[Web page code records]
____
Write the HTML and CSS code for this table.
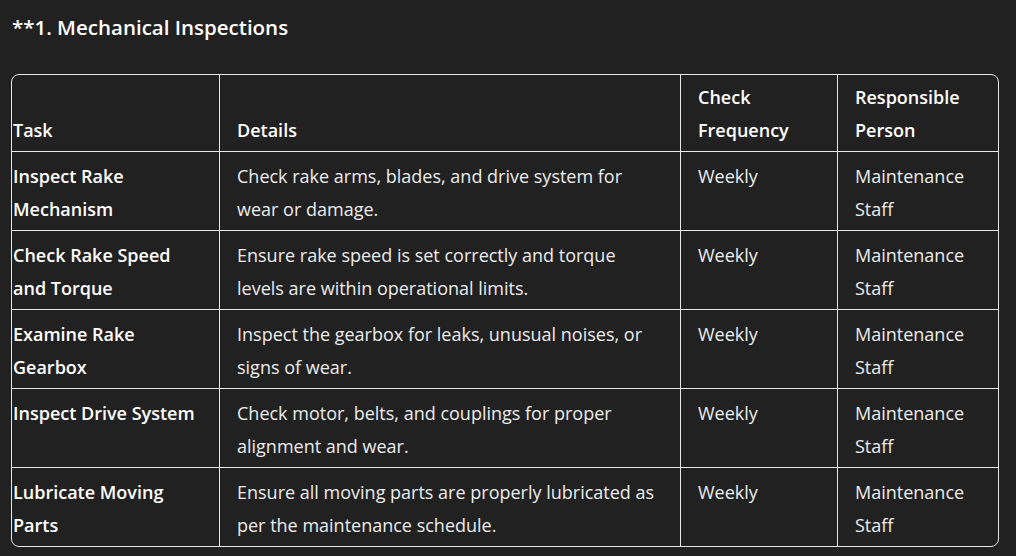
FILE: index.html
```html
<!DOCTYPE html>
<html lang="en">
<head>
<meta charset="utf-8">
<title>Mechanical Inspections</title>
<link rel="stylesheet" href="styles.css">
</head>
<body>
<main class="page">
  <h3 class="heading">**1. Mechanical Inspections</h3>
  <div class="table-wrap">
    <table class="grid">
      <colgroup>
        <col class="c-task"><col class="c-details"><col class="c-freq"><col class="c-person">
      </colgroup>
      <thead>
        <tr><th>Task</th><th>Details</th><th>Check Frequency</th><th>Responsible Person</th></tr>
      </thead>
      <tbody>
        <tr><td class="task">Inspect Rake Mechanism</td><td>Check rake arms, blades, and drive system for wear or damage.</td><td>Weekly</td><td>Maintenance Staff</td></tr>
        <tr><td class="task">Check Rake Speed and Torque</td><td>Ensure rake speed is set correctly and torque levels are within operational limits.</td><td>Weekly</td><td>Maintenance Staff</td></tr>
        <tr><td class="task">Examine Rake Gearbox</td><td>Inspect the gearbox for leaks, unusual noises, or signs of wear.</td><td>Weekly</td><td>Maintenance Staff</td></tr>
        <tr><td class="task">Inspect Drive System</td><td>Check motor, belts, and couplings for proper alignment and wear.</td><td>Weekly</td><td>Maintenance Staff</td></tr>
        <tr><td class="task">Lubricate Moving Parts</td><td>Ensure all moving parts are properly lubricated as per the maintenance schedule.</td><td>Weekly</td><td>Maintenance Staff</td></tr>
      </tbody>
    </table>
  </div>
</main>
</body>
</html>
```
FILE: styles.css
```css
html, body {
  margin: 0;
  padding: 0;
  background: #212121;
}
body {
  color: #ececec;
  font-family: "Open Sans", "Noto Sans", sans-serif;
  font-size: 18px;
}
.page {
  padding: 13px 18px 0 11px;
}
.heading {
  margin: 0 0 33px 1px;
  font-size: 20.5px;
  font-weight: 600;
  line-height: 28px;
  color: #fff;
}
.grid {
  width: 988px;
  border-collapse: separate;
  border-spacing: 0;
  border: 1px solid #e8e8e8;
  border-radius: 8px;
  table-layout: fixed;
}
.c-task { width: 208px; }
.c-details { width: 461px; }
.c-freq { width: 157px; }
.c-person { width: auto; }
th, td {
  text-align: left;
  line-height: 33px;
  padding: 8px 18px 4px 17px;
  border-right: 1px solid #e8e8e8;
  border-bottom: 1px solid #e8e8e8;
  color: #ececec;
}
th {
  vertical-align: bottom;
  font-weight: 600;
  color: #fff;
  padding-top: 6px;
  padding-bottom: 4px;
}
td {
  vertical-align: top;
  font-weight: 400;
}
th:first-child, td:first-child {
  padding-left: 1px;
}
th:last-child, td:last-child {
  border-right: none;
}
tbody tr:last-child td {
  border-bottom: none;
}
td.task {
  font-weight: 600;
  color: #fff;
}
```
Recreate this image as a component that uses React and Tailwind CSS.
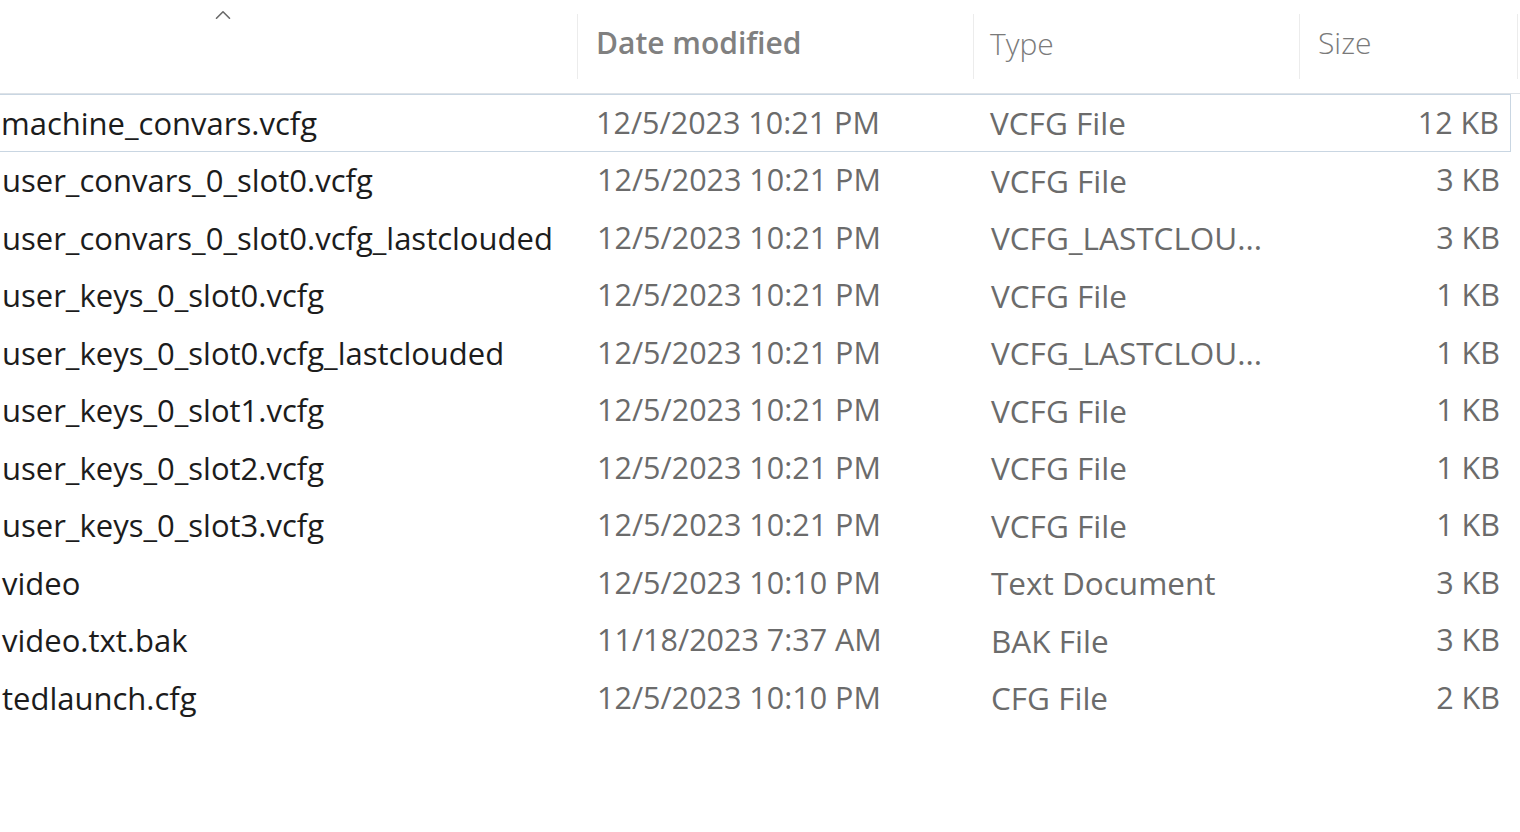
____
→ **Problem details**
Every record above must be given again exactly; drop the pictures.

→ **Solution to this task**
Write the HTML and CSS code for this table.
FILE: index.html
```html
<!DOCTYPE html>
<html lang="en">
<head>
<meta charset="utf-8">
<title>Mechanical Inspections</title>
<link rel="stylesheet" href="styles.css">
</head>
<body>
<main class="page">
  <h3 class="heading">**1. Mechanical Inspections</h3>
  <div class="table-wrap">
    <table class="grid">
      <colgroup>
        <col class="c-task"><col class="c-details"><col class="c-freq"><col class="c-person">
      </colgroup>
      <thead>
        <tr><th>Task</th><th>Details</th><th>Check Frequency</th><th>Responsible Person</th></tr>
      </thead>
      <tbody>
        <tr><td class="task">Inspect Rake Mechanism</td><td>Check rake arms, blades, and drive system for wear or damage.</td><td>Weekly</td><td>Maintenance Staff</td></tr>
        <tr><td class="task">Check Rake Speed and Torque</td><td>Ensure rake speed is set correctly and torque levels are within operational limits.</td><td>Weekly</td><td>Maintenance Staff</td></tr>
        <tr><td class="task">Examine Rake Gearbox</td><td>Inspect the gearbox for leaks, unusual noises, or signs of wear.</td><td>Weekly</td><td>Maintenance Staff</td></tr>
        <tr><td class="task">Inspect Drive System</td><td>Check motor, belts, and couplings for proper alignment and wear.</td><td>Weekly</td><td>Maintenance Staff</td></tr>
        <tr><td class="task">Lubricate Moving Parts</td><td>Ensure all moving parts are properly lubricated as per the maintenance schedule.</td><td>Weekly</td><td>Maintenance Staff</td></tr>
      </tbody>
    </table>
  </div>
</main>
</body>
</html>
```
FILE: styles.css
```css
html, body {
  margin: 0;
  padding: 0;
  background: #212121;
}
body {
  color: #ececec;
  font-family: "Open Sans", "Noto Sans", sans-serif;
  font-size: 18px;
}
.page {
  padding: 13px 18px 0 11px;
}
.heading {
  margin: 0 0 33px 1px;
  font-size: 20.5px;
  font-weight: 600;
  line-height: 28px;
  color: #fff;
}
.grid {
  width: 988px;
  border-collapse: separate;
  border-spacing: 0;
  border: 1px solid #e8e8e8;
  border-radius: 8px;
  table-layout: fixed;
}
.c-task { width: 208px; }
.c-details { width: 461px; }
.c-freq { width: 157px; }
.c-person { width: auto; }
th, td {
  text-align: left;
  line-height: 33px;
  padding: 8px 18px 4px 17px;
  border-right: 1px solid #e8e8e8;
  border-bottom: 1px solid #e8e8e8;
  color: #ececec;
}
th {
  vertical-align: bottom;
  font-weight: 600;
  color: #fff;
  padding-top: 6px;
  padding-bottom: 4px;
}
td {
  vertical-align: top;
  font-weight: 400;
}
th:first-child, td:first-child {
  padding-left: 1px;
}
th:last-child, td:last-child {
  border-right: none;
}
tbody tr:last-child td {
  border-bottom: none;
}
td.task {
  font-weight: 600;
  color: #fff;
}
```
Recreate this image as a component that uses React and Tailwind CSS.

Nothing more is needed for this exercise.